**Task to carry out**
Restate the whole of the material. Keep every word, and drop the pictures.

**Supplied information**
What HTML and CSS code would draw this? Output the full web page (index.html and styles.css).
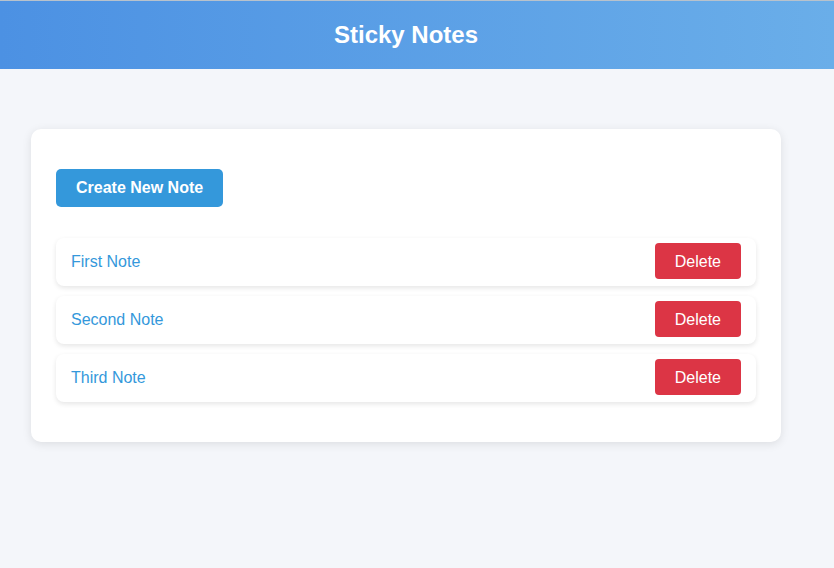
FILE: index.html
```html
<!DOCTYPE html>
<html lang="en">
<head>
<meta charset="utf-8">
<title>Sticky Notes</title>
<link rel="stylesheet" href="styles.css">
</head>
<body>
<header class="app-header">
  <h1 class="app-title">Sticky Notes</h1>
</header>
<main class="page">
  <section class="card">
    <button class="btn-create">Create New Note</button>
    <ul class="note-list">
      <li class="note"><span class="note-title">First Note</span><button class="btn-delete">Delete</button></li>
      <li class="note"><span class="note-title">Second Note</span><button class="btn-delete">Delete</button></li>
      <li class="note"><span class="note-title">Third Note</span><button class="btn-delete">Delete</button></li>
    </ul>
  </section>
</main>
</body>
</html>
```

FILE: styles.css
```css
* { box-sizing: border-box; }
html, body { margin: 0; padding: 0; }
body {
  background: #f4f6fa;
  font-family: "Liberation Sans", Arial, sans-serif;
  width: 834px;
  min-height: 568px;
}
.app-header {
  height: 69px;
  border-top: 1px solid #b8c2cc;
  background: linear-gradient(90deg, #4c91e3 0%, #6aaee9 100%);
  display: flex;
  align-items: center;
  justify-content: center;
  padding-right: 22px;
}
.app-title {
  margin: 0;
  color: #fff;
  font-size: 24px;
  font-weight: bold;
  line-height: 28px;
}
.page {
  width: 812px;
  padding-top: 60px;
  display: flex;
  justify-content: center;
}
.card {
  width: 750px;
  background: #fff;
  border-radius: 10px;
  box-shadow: 0 2px 10px rgba(0,0,0,0.1);
  padding: 40px 25px 40px;
}
.btn-create {
  display: block;
  border: none;
  background: #3498db;
  color: #fff;
  font-family: inherit;
  font-size: 16px;
  font-weight: bold;
  line-height: 18px;
  padding: 10px 20px;
  border-radius: 5px;
}
.note-list {
  list-style: none;
  margin: 31px 0 0;
  padding: 0;
  display: flex;
  flex-direction: column;
  gap: 10px;
}
.note {
  display: flex;
  align-items: flex-start;
  justify-content: space-between;
  padding: 5px 15px 7px;
  background: #fff;
  border-radius: 8px;
  box-shadow: 0 2px 5px rgba(0,0,0,0.1);
}
.note-title {
  color: #3498db;
  font-size: 16px;
  line-height: 18px;
  padding-top: 10px;
}
.btn-delete {
  border: none;
  background: #dc3545;
  color: #fff;
  font-family: inherit;
  font-size: 16px;
  line-height: 16px;
  padding: 11px 20px 9px;
  border-radius: 4px;
}
```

**Worked answer**
What HTML and CSS code would draw this? Output the full web page (index.html and styles.css).
FILE: index.html
```html
<!DOCTYPE html>
<html lang="en">
<head>
<meta charset="utf-8">
<title>Sticky Notes</title>
<link rel="stylesheet" href="styles.css">
</head>
<body>
<header class="app-header">
  <h1 class="app-title">Sticky Notes</h1>
</header>
<main class="page">
  <section class="card">
    <button class="btn-create">Create New Note</button>
    <ul class="note-list">
      <li class="note"><span class="note-title">First Note</span><button class="btn-delete">Delete</button></li>
      <li class="note"><span class="note-title">Second Note</span><button class="btn-delete">Delete</button></li>
      <li class="note"><span class="note-title">Third Note</span><button class="btn-delete">Delete</button></li>
    </ul>
  </section>
</main>
</body>
</html>
```

FILE: styles.css
```css
* { box-sizing: border-box; }
html, body { margin: 0; padding: 0; }
body {
  background: #f4f6fa;
  font-family: "Liberation Sans", Arial, sans-serif;
  width: 834px;
  min-height: 568px;
}
.app-header {
  height: 69px;
  border-top: 1px solid #b8c2cc;
  background: linear-gradient(90deg, #4c91e3 0%, #6aaee9 100%);
  display: flex;
  align-items: center;
  justify-content: center;
  padding-right: 22px;
}
.app-title {
  margin: 0;
  color: #fff;
  font-size: 24px;
  font-weight: bold;
  line-height: 28px;
}
.page {
  width: 812px;
  padding-top: 60px;
  display: flex;
  justify-content: center;
}
.card {
  width: 750px;
  background: #fff;
  border-radius: 10px;
  box-shadow: 0 2px 10px rgba(0,0,0,0.1);
  padding: 40px 25px 40px;
}
.btn-create {
  display: block;
  border: none;
  background: #3498db;
  color: #fff;
  font-family: inherit;
  font-size: 16px;
  font-weight: bold;
  line-height: 18px;
  padding: 10px 20px;
  border-radius: 5px;
}
.note-list {
  list-style: none;
  margin: 31px 0 0;
  padding: 0;
  display: flex;
  flex-direction: column;
  gap: 10px;
}
.note {
  display: flex;
  align-items: flex-start;
  justify-content: space-between;
  padding: 5px 15px 7px;
  background: #fff;
  border-radius: 8px;
  box-shadow: 0 2px 5px rgba(0,0,0,0.1);
}
.note-title {
  color: #3498db;
  font-size: 16px;
  line-height: 18px;
  padding-top: 10px;
}
.btn-delete {
  border: none;
  background: #dc3545;
  color: #fff;
  font-family: inherit;
  font-size: 16px;
  line-height: 16px;
  padding: 11px 20px 9px;
  border-radius: 4px;
}
```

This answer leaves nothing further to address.